§ **Given material**:
★ ★ ★ ★

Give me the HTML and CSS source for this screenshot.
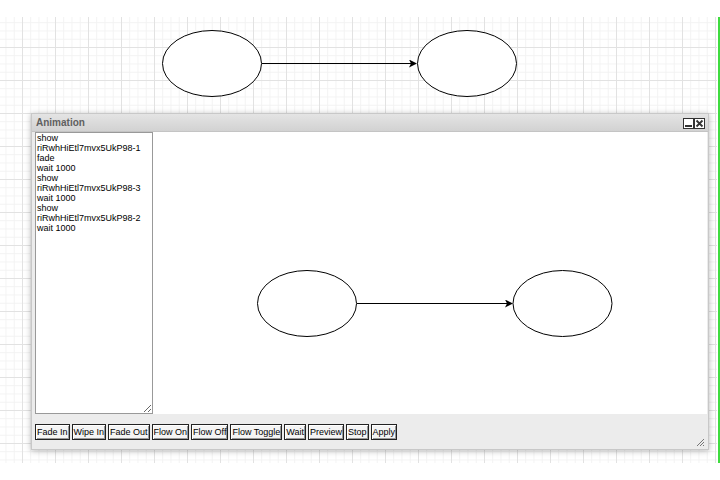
FILE: index.html
```html
<!DOCTYPE html>
<html>
<head>
<meta charset="utf-8">
<link rel="stylesheet" href="styles.css">
</head>
<body>
<div class="canvas">
  <svg class="diagram" width="717" height="446" viewBox="0 17 717 446">
    <defs>
      <marker id="arr" markerWidth="8" markerHeight="8" refX="7" refY="4" orient="auto" markerUnits="userSpaceOnUse">
        <path d="M0,0 L8,4 L0,8 L2,4 Z" fill="#000"/>
      </marker>
    </defs>
    <ellipse cx="212" cy="63.5" rx="49.5" ry="33" fill="#fff" stroke="#000" stroke-width="1"/>
    <ellipse cx="467" cy="63.5" rx="49.5" ry="33" fill="#fff" stroke="#000" stroke-width="1"/>
    <line x1="262" y1="63.5" x2="416" y2="63.5" stroke="#000" stroke-width="1" marker-end="url(#arr)"/>
  </svg>
</div>
<div class="green"></div>

<div class="window">
  <div class="titlebar">
    <span class="title">Animation</span>
    <span class="ctrls">
      <svg width="11" height="11" viewBox="0 0 11 11"><rect x="0.5" y="0.5" width="10" height="10" fill="#fff" stroke="#333"/><rect x="2" y="7" width="7" height="2" fill="#333"/></svg>
      <svg width="11" height="11" viewBox="0 0 11 11"><rect x="0.5" y="0.5" width="10" height="10" fill="#fff" stroke="#333"/><path d="M2.5,2.5 L8.5,8.5 M8.5,2.5 L2.5,8.5" stroke="#333" stroke-width="1.8"/></svg>
    </span>
  </div>
  <div class="body">
    <textarea class="script" spellcheck="false">show
riRwhHiEtl7mvx5UkP98-1
fade
wait 1000
show
riRwhHiEtl7mvx5UkP98-3
wait 1000
show
riRwhHiEtl7mvx5UkP98-2
wait 1000</textarea>
    <div class="preview">
      <svg width="554" height="282" viewBox="153 131 554 282">
        <defs>
          <marker id="arr2" markerWidth="8" markerHeight="8" refX="7" refY="4" orient="auto" markerUnits="userSpaceOnUse">
            <path d="M0,0 L8,4 L0,8 L2,4 Z" fill="#000"/>
          </marker>
        </defs>
        <ellipse cx="307" cy="302.5" rx="49.5" ry="33" fill="#fff" stroke="#000" stroke-width="1"/>
        <ellipse cx="562.5" cy="302.5" rx="49.5" ry="33" fill="#fff" stroke="#000" stroke-width="1"/>
        <line x1="357" y1="302.5" x2="512" y2="302.5" stroke="#000" stroke-width="1" marker-end="url(#arr2)"/>
      </svg>
    </div>
  </div>
  <div class="buttons">
    <button class="btn">Fade In</button>
    <button class="btn">Wipe In</button>
    <button class="btn">Fade Out</button>
    <button class="btn">Flow On</button>
    <button class="btn">Flow Off</button>
    <button class="btn">Flow Toggle</button>
    <button class="btn">Wait</button>
    <button class="btn">Preview</button>
    <button class="btn">Stop</button>
    <button class="btn">Apply</button>
  </div>
  <svg class="grip" width="9" height="9" viewBox="0 0 9 9">
    <path d="M8,1 L1,8 M8,4 L4,8 M8,7 L7,8" stroke="#777" stroke-width="1"/>
  </svg>
</div>
</body>
</html>
```
FILE: styles.css
```css
html, body {
  margin: 0;
  padding: 0;
  background: #fff;
  width: 720px;
  height: 480px;
  overflow: hidden;
  font-family: "Liberation Sans", Arial, sans-serif;
}
.canvas {
  position: absolute;
  left: 0;
  top: 17px;
  width: 717px;
  height: 446px;
  background-color: #fff;
  background-image:
    linear-gradient(to right, #e2e2e2 1px, transparent 1px),
    linear-gradient(to bottom, #e2e2e2 1px, transparent 1px),
    linear-gradient(to right, #f2f2f2 1px, transparent 1px),
    linear-gradient(to bottom, #f2f2f2 1px, transparent 1px);
  background-size: 33px 33px, 33px 33px, 8.25px 8.25px, 8.25px 8.25px;
  background-position: 22px 30px, 22px 30px, 22px 30px, 22px 30px;
}
.diagram {
  display: block;
}
.green {
  position: absolute;
  left: 718px;
  top: 17px;
  width: 2px;
  height: 446px;
  background: #3fdc3f;
}
.window {
  position: absolute;
  left: 31px;
  top: 113px;
  width: 676px;
  height: 335px;
  background: #ececec;
  border: 1px solid #c8c8c8;
  box-shadow: 0 1px 6px rgba(0,0,0,0.28);
  display: flex;
  flex-direction: column;
}
.titlebar {
  height: 17px;
  display: flex;
  align-items: center;
  justify-content: space-between;
  padding: 0 3px 0 4px;
  background: linear-gradient(to bottom, #e4e4e4, #d2d2d2);
  border-bottom: 1px solid #c4c4c4;
}
.title {
  font-size: 10px;
  font-weight: bold;
  color: #606060;
}
.ctrls {
  display: flex;
  gap: 0;
  padding-top: 1px;
}
.ctrls svg {
  display: block;
}
.body {
  display: flex;
  padding: 0 1px 0 3px;
  height: 282px;
}
.script {
  width: 118px;
  height: 282px;
  box-sizing: border-box;
  margin: 0;
  border: 1px solid #999;
  padding: 0 1px;
  font-family: "Liberation Sans", Arial, sans-serif;
  font-size: 9px;
  line-height: 10px;
  color: #000;
  background: #fff;
  resize: both;
  outline: none;
  overflow: hidden;
  white-space: pre;
}
.preview {
  flex: 1;
  background: #fff;
  height: 282px;
  overflow: hidden;
}
.preview svg {
  display: block;
}
.buttons {
  display: flex;
  gap: 2px;
  padding: 10px 0 0 3px;
}
.btn {
  height: 16px;
  margin: 0;
  padding: 0 1px;
  font-family: "Liberation Sans", Arial, sans-serif;
  font-size: 9px;
  line-height: 12px;
  color: #000;
  background: #f4f4f4;
  border: 1px solid #222;
  box-shadow: inset 1px 1px 0 #fff, inset -1px -1px 0 #999;
  border-radius: 0;
}
.grip {
  position: absolute;
  right: 3px;
  bottom: 2px;
}
```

★ ★ ★ ★

§ **Objective**:
Leaving out the pictures, repeat the data above exactly.

§ **Exercise output**:
Give me the HTML and CSS source for this screenshot.
FILE: index.html
```html
<!DOCTYPE html>
<html>
<head>
<meta charset="utf-8">
<link rel="stylesheet" href="styles.css">
</head>
<body>
<div class="canvas">
  <svg class="diagram" width="717" height="446" viewBox="0 17 717 446">
    <defs>
      <marker id="arr" markerWidth="8" markerHeight="8" refX="7" refY="4" orient="auto" markerUnits="userSpaceOnUse">
        <path d="M0,0 L8,4 L0,8 L2,4 Z" fill="#000"/>
      </marker>
    </defs>
    <ellipse cx="212" cy="63.5" rx="49.5" ry="33" fill="#fff" stroke="#000" stroke-width="1"/>
    <ellipse cx="467" cy="63.5" rx="49.5" ry="33" fill="#fff" stroke="#000" stroke-width="1"/>
    <line x1="262" y1="63.5" x2="416" y2="63.5" stroke="#000" stroke-width="1" marker-end="url(#arr)"/>
  </svg>
</div>
<div class="green"></div>

<div class="window">
  <div class="titlebar">
    <span class="title">Animation</span>
    <span class="ctrls">
      <svg width="11" height="11" viewBox="0 0 11 11"><rect x="0.5" y="0.5" width="10" height="10" fill="#fff" stroke="#333"/><rect x="2" y="7" width="7" height="2" fill="#333"/></svg>
      <svg width="11" height="11" viewBox="0 0 11 11"><rect x="0.5" y="0.5" width="10" height="10" fill="#fff" stroke="#333"/><path d="M2.5,2.5 L8.5,8.5 M8.5,2.5 L2.5,8.5" stroke="#333" stroke-width="1.8"/></svg>
    </span>
  </div>
  <div class="body">
    <textarea class="script" spellcheck="false">show
riRwhHiEtl7mvx5UkP98-1
fade
wait 1000
show
riRwhHiEtl7mvx5UkP98-3
wait 1000
show
riRwhHiEtl7mvx5UkP98-2
wait 1000</textarea>
    <div class="preview">
      <svg width="554" height="282" viewBox="153 131 554 282">
        <defs>
          <marker id="arr2" markerWidth="8" markerHeight="8" refX="7" refY="4" orient="auto" markerUnits="userSpaceOnUse">
            <path d="M0,0 L8,4 L0,8 L2,4 Z" fill="#000"/>
          </marker>
        </defs>
        <ellipse cx="307" cy="302.5" rx="49.5" ry="33" fill="#fff" stroke="#000" stroke-width="1"/>
        <ellipse cx="562.5" cy="302.5" rx="49.5" ry="33" fill="#fff" stroke="#000" stroke-width="1"/>
        <line x1="357" y1="302.5" x2="512" y2="302.5" stroke="#000" stroke-width="1" marker-end="url(#arr2)"/>
      </svg>
    </div>
  </div>
  <div class="buttons">
    <button class="btn">Fade In</button>
    <button class="btn">Wipe In</button>
    <button class="btn">Fade Out</button>
    <button class="btn">Flow On</button>
    <button class="btn">Flow Off</button>
    <button class="btn">Flow Toggle</button>
    <button class="btn">Wait</button>
    <button class="btn">Preview</button>
    <button class="btn">Stop</button>
    <button class="btn">Apply</button>
  </div>
  <svg class="grip" width="9" height="9" viewBox="0 0 9 9">
    <path d="M8,1 L1,8 M8,4 L4,8 M8,7 L7,8" stroke="#777" stroke-width="1"/>
  </svg>
</div>
</body>
</html>
```
FILE: styles.css
```css
html, body {
  margin: 0;
  padding: 0;
  background: #fff;
  width: 720px;
  height: 480px;
  overflow: hidden;
  font-family: "Liberation Sans", Arial, sans-serif;
}
.canvas {
  position: absolute;
  left: 0;
  top: 17px;
  width: 717px;
  height: 446px;
  background-color: #fff;
  background-image:
    linear-gradient(to right, #e2e2e2 1px, transparent 1px),
    linear-gradient(to bottom, #e2e2e2 1px, transparent 1px),
    linear-gradient(to right, #f2f2f2 1px, transparent 1px),
    linear-gradient(to bottom, #f2f2f2 1px, transparent 1px);
  background-size: 33px 33px, 33px 33px, 8.25px 8.25px, 8.25px 8.25px;
  background-position: 22px 30px, 22px 30px, 22px 30px, 22px 30px;
}
.diagram {
  display: block;
}
.green {
  position: absolute;
  left: 718px;
  top: 17px;
  width: 2px;
  height: 446px;
  background: #3fdc3f;
}
.window {
  position: absolute;
  left: 31px;
  top: 113px;
  width: 676px;
  height: 335px;
  background: #ececec;
  border: 1px solid #c8c8c8;
  box-shadow: 0 1px 6px rgba(0,0,0,0.28);
  display: flex;
  flex-direction: column;
}
.titlebar {
  height: 17px;
  display: flex;
  align-items: center;
  justify-content: space-between;
  padding: 0 3px 0 4px;
  background: linear-gradient(to bottom, #e4e4e4, #d2d2d2);
  border-bottom: 1px solid #c4c4c4;
}
.title {
  font-size: 10px;
  font-weight: bold;
  color: #606060;
}
.ctrls {
  display: flex;
  gap: 0;
  padding-top: 1px;
}
.ctrls svg {
  display: block;
}
.body {
  display: flex;
  padding: 0 1px 0 3px;
  height: 282px;
}
.script {
  width: 118px;
  height: 282px;
  box-sizing: border-box;
  margin: 0;
  border: 1px solid #999;
  padding: 0 1px;
  font-family: "Liberation Sans", Arial, sans-serif;
  font-size: 9px;
  line-height: 10px;
  color: #000;
  background: #fff;
  resize: both;
  outline: none;
  overflow: hidden;
  white-space: pre;
}
.preview {
  flex: 1;
  background: #fff;
  height: 282px;
  overflow: hidden;
}
.preview svg {
  display: block;
}
.buttons {
  display: flex;
  gap: 2px;
  padding: 10px 0 0 3px;
}
.btn {
  height: 16px;
  margin: 0;
  padding: 0 1px;
  font-family: "Liberation Sans", Arial, sans-serif;
  font-size: 9px;
  line-height: 12px;
  color: #000;
  background: #f4f4f4;
  border: 1px solid #222;
  box-shadow: inset 1px 1px 0 #fff, inset -1px -1px 0 #999;
  border-radius: 0;
}
.grip {
  position: absolute;
  right: 3px;
  bottom: 2px;
}
```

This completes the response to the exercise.